= To be done =
Reproduce every line in the listing that contains the word "index".

>>>>

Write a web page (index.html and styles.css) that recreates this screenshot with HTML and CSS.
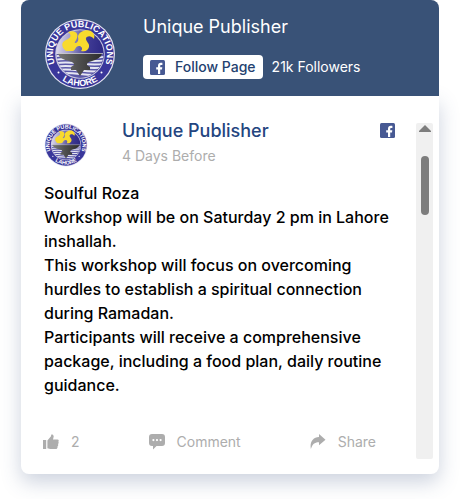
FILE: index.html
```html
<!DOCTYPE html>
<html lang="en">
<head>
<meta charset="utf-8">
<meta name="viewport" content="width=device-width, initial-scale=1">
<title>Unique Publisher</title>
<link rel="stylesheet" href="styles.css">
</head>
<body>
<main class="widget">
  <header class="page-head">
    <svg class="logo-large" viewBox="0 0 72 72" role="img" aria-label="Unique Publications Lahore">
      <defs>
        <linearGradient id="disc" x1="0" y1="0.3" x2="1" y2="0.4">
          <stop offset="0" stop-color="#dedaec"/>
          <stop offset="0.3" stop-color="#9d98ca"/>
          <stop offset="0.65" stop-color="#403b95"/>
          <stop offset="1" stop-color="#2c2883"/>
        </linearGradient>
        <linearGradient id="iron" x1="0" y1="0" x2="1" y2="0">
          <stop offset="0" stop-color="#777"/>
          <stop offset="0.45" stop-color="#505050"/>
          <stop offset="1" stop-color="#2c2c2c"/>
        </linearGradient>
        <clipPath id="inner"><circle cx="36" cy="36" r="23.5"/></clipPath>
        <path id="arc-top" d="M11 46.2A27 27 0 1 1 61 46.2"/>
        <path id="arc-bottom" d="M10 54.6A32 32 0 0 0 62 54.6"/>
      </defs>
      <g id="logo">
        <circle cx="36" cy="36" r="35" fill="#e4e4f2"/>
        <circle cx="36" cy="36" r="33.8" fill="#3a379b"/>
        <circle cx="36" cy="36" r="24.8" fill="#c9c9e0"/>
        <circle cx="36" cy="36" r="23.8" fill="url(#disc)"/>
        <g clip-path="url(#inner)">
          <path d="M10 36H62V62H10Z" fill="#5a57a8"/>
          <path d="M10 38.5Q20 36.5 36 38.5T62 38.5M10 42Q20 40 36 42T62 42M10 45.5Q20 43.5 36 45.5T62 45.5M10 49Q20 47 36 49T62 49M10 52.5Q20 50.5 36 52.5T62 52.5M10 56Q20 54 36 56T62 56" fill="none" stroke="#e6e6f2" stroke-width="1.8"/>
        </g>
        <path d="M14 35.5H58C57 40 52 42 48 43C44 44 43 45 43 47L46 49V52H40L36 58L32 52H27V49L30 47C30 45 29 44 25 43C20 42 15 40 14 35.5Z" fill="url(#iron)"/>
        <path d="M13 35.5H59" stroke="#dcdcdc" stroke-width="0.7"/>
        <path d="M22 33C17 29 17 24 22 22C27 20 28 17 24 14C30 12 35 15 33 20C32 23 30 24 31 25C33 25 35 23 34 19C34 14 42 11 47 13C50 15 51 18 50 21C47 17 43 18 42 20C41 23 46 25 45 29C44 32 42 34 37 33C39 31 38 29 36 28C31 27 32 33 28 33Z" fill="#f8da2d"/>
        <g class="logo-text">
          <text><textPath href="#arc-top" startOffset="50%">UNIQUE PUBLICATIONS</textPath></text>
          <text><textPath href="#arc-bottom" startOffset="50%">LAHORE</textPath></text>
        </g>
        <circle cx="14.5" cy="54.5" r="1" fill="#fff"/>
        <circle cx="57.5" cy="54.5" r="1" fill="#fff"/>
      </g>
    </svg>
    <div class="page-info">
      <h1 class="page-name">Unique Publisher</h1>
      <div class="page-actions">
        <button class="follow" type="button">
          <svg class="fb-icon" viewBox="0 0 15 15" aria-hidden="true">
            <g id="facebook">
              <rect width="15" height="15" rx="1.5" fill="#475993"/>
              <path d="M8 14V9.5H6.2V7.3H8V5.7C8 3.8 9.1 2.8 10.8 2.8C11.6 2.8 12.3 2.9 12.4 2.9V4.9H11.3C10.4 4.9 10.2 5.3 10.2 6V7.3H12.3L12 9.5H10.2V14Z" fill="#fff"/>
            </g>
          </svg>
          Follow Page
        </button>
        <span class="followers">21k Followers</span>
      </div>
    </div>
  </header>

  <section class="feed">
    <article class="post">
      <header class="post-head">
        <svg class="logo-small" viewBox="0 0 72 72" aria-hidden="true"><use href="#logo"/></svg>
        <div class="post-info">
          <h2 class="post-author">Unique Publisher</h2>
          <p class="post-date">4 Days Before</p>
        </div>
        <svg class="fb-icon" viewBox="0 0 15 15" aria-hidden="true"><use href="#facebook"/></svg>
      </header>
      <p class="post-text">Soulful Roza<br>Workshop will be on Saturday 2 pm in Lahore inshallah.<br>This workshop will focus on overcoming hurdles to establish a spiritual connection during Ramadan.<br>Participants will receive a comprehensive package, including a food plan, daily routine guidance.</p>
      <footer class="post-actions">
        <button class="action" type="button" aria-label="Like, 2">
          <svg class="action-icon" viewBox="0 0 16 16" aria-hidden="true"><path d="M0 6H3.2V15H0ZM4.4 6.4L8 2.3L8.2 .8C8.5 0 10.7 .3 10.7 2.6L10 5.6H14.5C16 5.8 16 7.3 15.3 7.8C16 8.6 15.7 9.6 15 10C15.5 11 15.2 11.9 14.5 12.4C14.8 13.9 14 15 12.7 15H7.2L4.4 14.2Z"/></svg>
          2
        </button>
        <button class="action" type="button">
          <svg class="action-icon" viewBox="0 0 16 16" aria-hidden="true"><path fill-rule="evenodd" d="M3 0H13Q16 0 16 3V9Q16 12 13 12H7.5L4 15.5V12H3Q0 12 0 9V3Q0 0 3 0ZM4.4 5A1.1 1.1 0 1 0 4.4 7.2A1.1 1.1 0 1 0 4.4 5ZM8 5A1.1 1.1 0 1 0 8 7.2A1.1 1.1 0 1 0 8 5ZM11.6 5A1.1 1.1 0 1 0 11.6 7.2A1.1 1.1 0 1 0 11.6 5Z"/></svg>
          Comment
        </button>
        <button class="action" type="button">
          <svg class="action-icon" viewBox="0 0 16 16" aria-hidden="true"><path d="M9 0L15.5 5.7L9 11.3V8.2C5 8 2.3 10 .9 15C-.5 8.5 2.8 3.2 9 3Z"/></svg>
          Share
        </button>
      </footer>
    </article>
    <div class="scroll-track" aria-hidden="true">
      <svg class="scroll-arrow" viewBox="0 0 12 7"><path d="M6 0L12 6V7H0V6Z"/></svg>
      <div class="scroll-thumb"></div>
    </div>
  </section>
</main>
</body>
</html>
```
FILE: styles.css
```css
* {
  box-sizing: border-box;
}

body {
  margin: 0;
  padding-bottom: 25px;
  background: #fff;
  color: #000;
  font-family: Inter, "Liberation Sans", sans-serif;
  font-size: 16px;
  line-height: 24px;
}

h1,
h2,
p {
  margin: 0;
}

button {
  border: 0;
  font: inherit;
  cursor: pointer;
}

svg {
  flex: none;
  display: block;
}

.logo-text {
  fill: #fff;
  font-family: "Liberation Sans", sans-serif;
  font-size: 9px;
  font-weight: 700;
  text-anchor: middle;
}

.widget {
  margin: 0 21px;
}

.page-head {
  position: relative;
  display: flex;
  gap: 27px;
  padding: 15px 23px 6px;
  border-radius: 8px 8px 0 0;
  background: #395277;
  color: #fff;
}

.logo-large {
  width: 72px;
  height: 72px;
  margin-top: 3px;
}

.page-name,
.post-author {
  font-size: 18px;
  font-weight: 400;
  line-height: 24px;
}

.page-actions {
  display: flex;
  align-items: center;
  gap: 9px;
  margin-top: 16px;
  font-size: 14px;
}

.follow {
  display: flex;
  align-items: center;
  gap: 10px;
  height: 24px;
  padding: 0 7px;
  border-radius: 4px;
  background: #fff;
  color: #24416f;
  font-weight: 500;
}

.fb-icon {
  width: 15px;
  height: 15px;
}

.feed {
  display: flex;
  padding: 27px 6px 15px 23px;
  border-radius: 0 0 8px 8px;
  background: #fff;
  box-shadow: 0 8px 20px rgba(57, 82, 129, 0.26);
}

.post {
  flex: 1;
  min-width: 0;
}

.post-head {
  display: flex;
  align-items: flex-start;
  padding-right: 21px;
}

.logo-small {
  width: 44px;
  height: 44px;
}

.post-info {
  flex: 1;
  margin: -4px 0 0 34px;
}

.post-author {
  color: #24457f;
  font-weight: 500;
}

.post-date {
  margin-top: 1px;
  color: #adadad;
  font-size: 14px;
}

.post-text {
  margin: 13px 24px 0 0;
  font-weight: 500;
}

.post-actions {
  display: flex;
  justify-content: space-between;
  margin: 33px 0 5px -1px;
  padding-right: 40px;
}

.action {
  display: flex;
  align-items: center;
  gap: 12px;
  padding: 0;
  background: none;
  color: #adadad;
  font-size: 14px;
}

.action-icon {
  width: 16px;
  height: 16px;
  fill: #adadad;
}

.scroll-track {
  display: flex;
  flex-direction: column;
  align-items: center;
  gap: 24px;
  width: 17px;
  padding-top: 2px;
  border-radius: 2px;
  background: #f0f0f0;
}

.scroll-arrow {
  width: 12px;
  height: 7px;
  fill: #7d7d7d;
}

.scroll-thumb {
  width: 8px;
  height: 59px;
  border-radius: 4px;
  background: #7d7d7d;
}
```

<<<<

= Reply to the exercise =
Write a web page (index.html and styles.css) that recreates this screenshot with HTML and CSS.
FILE: index.html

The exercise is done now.